Continuing threats against his life and his children forced them to move to Canada as political refugees in March 2007. Presently, he now works for migrant welfare and rights as a staff of DamayanBC – a newly-established migrant resource center in Vancouver. Also, he is presently one of the international spokespersons of the Cordillera Peoples’ Alliance.

Teresa Kramarz

Teresa Kramarz is Associate Professor at the Munk School of Global Affairs and Public Policy in the University of Toronto. She directs the Munk One undergraduate program, co-directs the Environmental Governance Lab (with Steven Bernstein and Matthew Hoffmann, University of Toronto) and is the co-convener of the Accountability in Global Environmental Governance Task Force of the Earth System Governance network (with Susan Park, University of Sydney). Her work focuses on environmental accountability, the governance of extractive industries and performance of multistakeholder partnerships led by international organizations. Dr. Kramarz is the author of three books - “Global Environmental Governance and the Accountability Trap” and “Forgotten Values: The World Bank and Environmental Partnerships” both published by MIT Press and most recently “Populist Moments and Extractivist States in Venezuela and Ecuador: The People's Oil?” Recent articles appear in Environmental Politics, Global Environmental Politics, Energy Research and Social Science, Society and Natural Resources, Environmental Policy and Governance, and Review of Policy Research. She has been working on environmental policy and governance issues for over 25 years starting as an international civil servant in the World Bank and United Nations Development Programme and later as a scholar.

Sheri Meyerhoffer

Sheri Meyerhoffer was appointed as Canada’s first Ombudsperson for Responsible Enterprise in April 2019. She then established the office of the Ombudsperson at the beginning of May 2019.

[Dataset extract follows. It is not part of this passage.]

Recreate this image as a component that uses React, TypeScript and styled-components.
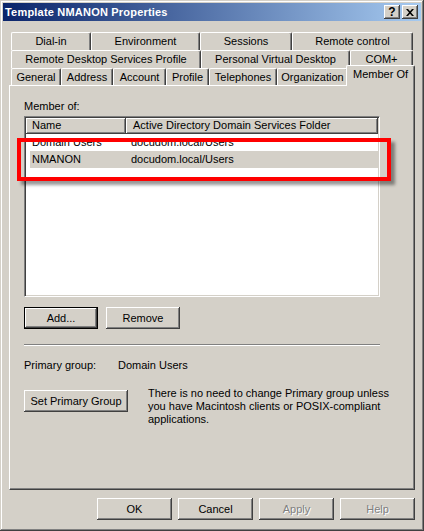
import styled, { createGlobalStyle } from "styled-components";

const GlobalStyle = createGlobalStyle`
    html, body {
        margin: 0;
        padding: 0;
        background: #d4d0c8;
    }
    body {
        font-family: "Liberation Sans", Arial, sans-serif;
        font-size: 11px;
        color: #000;
    }
`;

const raised = `
    box-shadow:
        inset -1px -1px #404040,
        inset 1px 1px #ffffff,
        inset -2px -2px #808080,
        inset 2px 2px #d4d0c8;
`;

const SWindow = styled.div`
    width: 424px;
    height: 531px;
    box-sizing: border-box;
    padding: 3px;
    background: #d4d0c8;
    display: flex;
    flex-direction: column;
    box-shadow:
        inset -1px -1px #404040,
        inset 1px 1px #d4d0c8,
        inset -2px -2px #808080,
        inset 2px 2px #ffffff;
`;

const STitleBar = styled.div`
    height: 18px;
    display: flex;
    align-items: center;
    justify-content: space-between;
    padding: 0 3px 0 2px;
    background: linear-gradient(to right, #0a246a, #a6caf0);
`;

const STitle = styled.span`
    color: #fff;
    font-weight: bold;
    font-size: 11px;
    letter-spacing: 0.2px;
`;

const SCaptionButtons = styled.div`
    display: flex;
    gap: 2px;
`;

const SCaptionButton = styled.div`
    width: 16px;
    height: 14px;
    background: #d4d0c8;
    display: flex;
    align-items: center;
    justify-content: center;
    font-weight: bold;
    font-size: 12px;
    line-height: 14px;
    ${raised}
`;

const SBody = styled.div`
    flex: 1;
    display: flex;
    flex-direction: column;
    padding: 11px 6px 0 6px;
`;

const STabRow = styled.div<{ $h: number }>`
    display: flex;
    height: ${(p) => p.$h}px;
    margin-left: 2px;
    align-items: flex-end;
`;

const STab = styled.div<{ $w: number; $active?: boolean }>`
    position: relative;
    box-sizing: border-box;
    width: ${(p) => p.$w}px;
    height: ${(p) => (p.$active ? "21px" : "100%")};
    margin: ${(p) => (p.$active ? "0 -1px -1px -2px" : "0")};
    z-index: ${(p) => (p.$active ? 2 : 1)};
    background: #d4d0c8;
    border-top: 1px solid #fff;
    border-left: 1px solid #fff;
    border-right: 1px solid #404040;
    border-radius: 2px 2px 0 0;
    box-shadow: inset -1px 0 #808080;
    display: flex;
    justify-content: center;
    padding-top: 2px;
    white-space: nowrap;
`;

const SPanel = styled.div`
    width: 406px;
    height: 405px;
    box-sizing: border-box;
    border-top: 1px solid #fff;
    border-left: 1px solid #fff;
    border-right: 1px solid #404040;
    border-bottom: 1px solid #404040;
    box-shadow: inset -1px -1px #808080;
    padding: 14px 0 0 14px;
    display: flex;
    flex-direction: column;
`;

const SLabel = styled.div`
    line-height: 13px;
    height: 13px;
`;

const SList = styled.div`
    position: relative;
    margin-top: 3px;
    width: 356px;
    height: 181px;
    box-sizing: border-box;
    background: #fff;
    border-top: 1px solid #808080;
    border-left: 1px solid #808080;
    border-right: 1px solid #fff;
    border-bottom: 1px solid #fff;
    box-shadow: inset 1px 1px #404040, inset -1px -1px #d4d0c8;
    padding: 1px;
`;

const SHeader = styled.div`
    display: flex;
    height: 16px;
`;

const SHeaderCell = styled.div<{ $w: number; $pad: number }>`
    width: ${(p) => p.$w}px;
    box-sizing: border-box;
    background: #d4d0c8;
    padding-left: ${(p) => p.$pad}px;
    line-height: 15px;
    ${raised}
`;

const SRow = styled.div<{ $selected?: boolean }>`
    display: flex;
    height: 17px;
    line-height: 17px;
    margin-left: 4px;
    width: 349px;
    background: ${(p) => (p.$selected ? "#d4d0c8" : "transparent")};
`;

const SCell = styled.div<{ $w: number; $pad: number }>`
    width: ${(p) => p.$w}px;
    padding-left: ${(p) => p.$pad}px;
    box-sizing: border-box;
    white-space: nowrap;
`;

const SHighlight = styled.div`
    position: absolute;
    left: -8px;
    top: 21px;
    width: 374px;
    height: 43px;
    box-sizing: border-box;
    border: 4px solid #ff0000;
    box-shadow: 4px 4px 3px rgba(0, 0, 0, 0.4);
    pointer-events: none;
`;

const SButtonRow = styled.div<{ $top: number }>`
    display: flex;
    gap: 8px;
    margin-top: ${(p) => p.$top}px;
`;

const SButton = styled.button<{ $w: number; $default?: boolean; $disabled?: boolean; $top?: number }>`
    width: ${(p) => p.$w}px;
    height: 22px;
    flex-shrink: 0;
    margin-top: ${(p) => p.$top ?? 0}px;
    padding: 0;
    border: none;
    background: #d4d0c8;
    font-family: "Liberation Sans", Arial, sans-serif;
    font-size: 11px;
    color: ${(p) => (p.$disabled ? "#808080" : "#000")};
    text-shadow: ${(p) => (p.$disabled ? "1px 1px #fff" : "none")};
    box-shadow: ${(p) =>
        p.$default
            ? "inset 0 0 0 1px #000, inset -2px -2px #404040, inset 2px 2px #fff, inset -3px -3px #808080"
            : "inset -1px -1px #404040, inset 1px 1px #fff, inset -2px -2px #808080, inset 2px 2px #d4d0c8"};
`;

const SSeparator = styled.div`
    margin-top: 15px;
    width: 356px;
    height: 1px;
    background: #808080;
    border-bottom: 1px solid #fff;
`;

const SPrimaryRow = styled.div`
    display: flex;
    margin-top: 13px;
    line-height: 13px;
`;

const SPrimaryLabel = styled.div`
    width: 94px;
`;

const SSetRow = styled.div`
    display: flex;
    margin-top: 15px;
    gap: 20px;
    align-items: flex-start;
`;

const SNote = styled.div`
    line-height: 13px;
    white-space: nowrap;
`;

const SFooter = styled.div`
    display: flex;
    justify-content: flex-end;
    gap: 6px;
    margin-top: 8px;
`;

const tabRows = [
    [
        { label: "Dial-in", w: 80 },
        { label: "Environment", w: 109 },
        { label: "Sessions", w: 92 },
        { label: "Remote control", w: 121 },
    ],
    [
        { label: "Remote Desktop Services Profile", w: 190 },
        { label: "Personal Virtual Desktop", w: 149 },
        { label: "COM+", w: 63 },
    ],
];

const frontTabs = [
    { label: "General", w: 50 },
    { label: "Address", w: 52 },
    { label: "Account", w: 53 },
    { label: "Profile", w: 43 },
    { label: "Telephones", w: 68 },
    { label: "Organization", w: 71 },
];

const groups = [
    { name: "Domain Users", folder: "docudom.local/Users" },
    { name: "NMANON", folder: "docudom.local/Users" },
];

const App = () => {
    return (
        <SWindow>
            <GlobalStyle />
            <STitleBar>
                <STitle>Template NMANON Properties</STitle>
                <SCaptionButtons>
                    <SCaptionButton>?</SCaptionButton>
                    <SCaptionButton>
                        <svg width="8" height="7" viewBox="0 0 8 7">
                            <path d="M0 0h2l2 2.2L6 0h2L5 3.5 8 7H6L4 4.8 2 7H0l3-3.5z" fill="#000" />
                        </svg>
                    </SCaptionButton>
                </SCaptionButtons>
            </STitleBar>

            <SBody>
                {tabRows.map((row, i) => (
                    <STabRow key={i} $h={18}>
                        {row.map((tab) => (
                            <STab key={tab.label} $w={tab.w}>{tab.label}</STab>
                        ))}
                    </STabRow>
                ))}
                <STabRow $h={17}>
                    {frontTabs.map((tab) => (
                        <STab key={tab.label} $w={tab.w}>{tab.label}</STab>
                    ))}
                    <STab $w={69} $active>Member Of</STab>
                </STabRow>

                <SPanel>
                    <SLabel>Member of:</SLabel>
                    <SList>
                        <SHeader>
                            <SHeaderCell $w={100} $pad={6}>Name</SHeaderCell>
                            <SHeaderCell $w={252} $pad={7}>Active Directory Domain Services Folder</SHeaderCell>
                        </SHeader>
                        {groups.map((g, index) => (
                            <SRow key={index} $selected={index === 1}>
                                <SCell $w={95} $pad={2}>{g.name}</SCell>
                                <SCell $w={250} $pad={6}>{g.folder}</SCell>
                            </SRow>
                        ))}
                        <SHighlight />
                    </SList>

                    <SButtonRow $top={10}>
                        <SButton $w={74} $default>Add...</SButton>
                        <SButton $w={74}>Remove</SButton>
                    </SButtonRow>

                    <SSeparator />

                    <SPrimaryRow>
                        <SPrimaryLabel>Primary group:</SPrimaryLabel>
                        <div>Domain Users</div>
                    </SPrimaryRow>

                    <SSetRow>
                        <SButton $w={104} $top={3}>Set Primary Group</SButton>
                        <SNote>
                            There is no need to change Primary group unless<br />
                            you have Macintosh clients or POSIX-compliant<br />
                            applications.
                        </SNote>
                    </SSetRow>
                </SPanel>

                <SFooter>
                    <SButton $w={75}>OK</SButton>
                    <SButton $w={75}>Cancel</SButton>
                    <SButton $w={75} $disabled>Apply</SButton>
                    <SButton $w={75} $disabled>Help</SButton>
                </SFooter>
            </SBody>
        </SWindow>
    );
};

export default App;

Sheri is a Canadian lawyer with seventeen years experience in the upstream oil and gas industry, and thirteen years experience in international governance, rule of law and human rights. 

She has worked in Bhutan, Bolivia, Cuba, China, India, Jamaica, Myanmar, Nepal, Russia and the USA, has a Juris Doctor from the University of Saskatchewan, and is a graduate of the Harvard Kennedy School with a Master in Public Administration and Certificate in Management, Leadership and Decision Sciences.

Ms. Meyerhoffer has the mandate to review alleged human rights abuses arising from a Canadian garment, mining or oil and gas company’s operations abroad, make recommendations, monitor those recommendations, recommend trade measures for companies that do not co-operate in good faith, and report publicly throughout the process.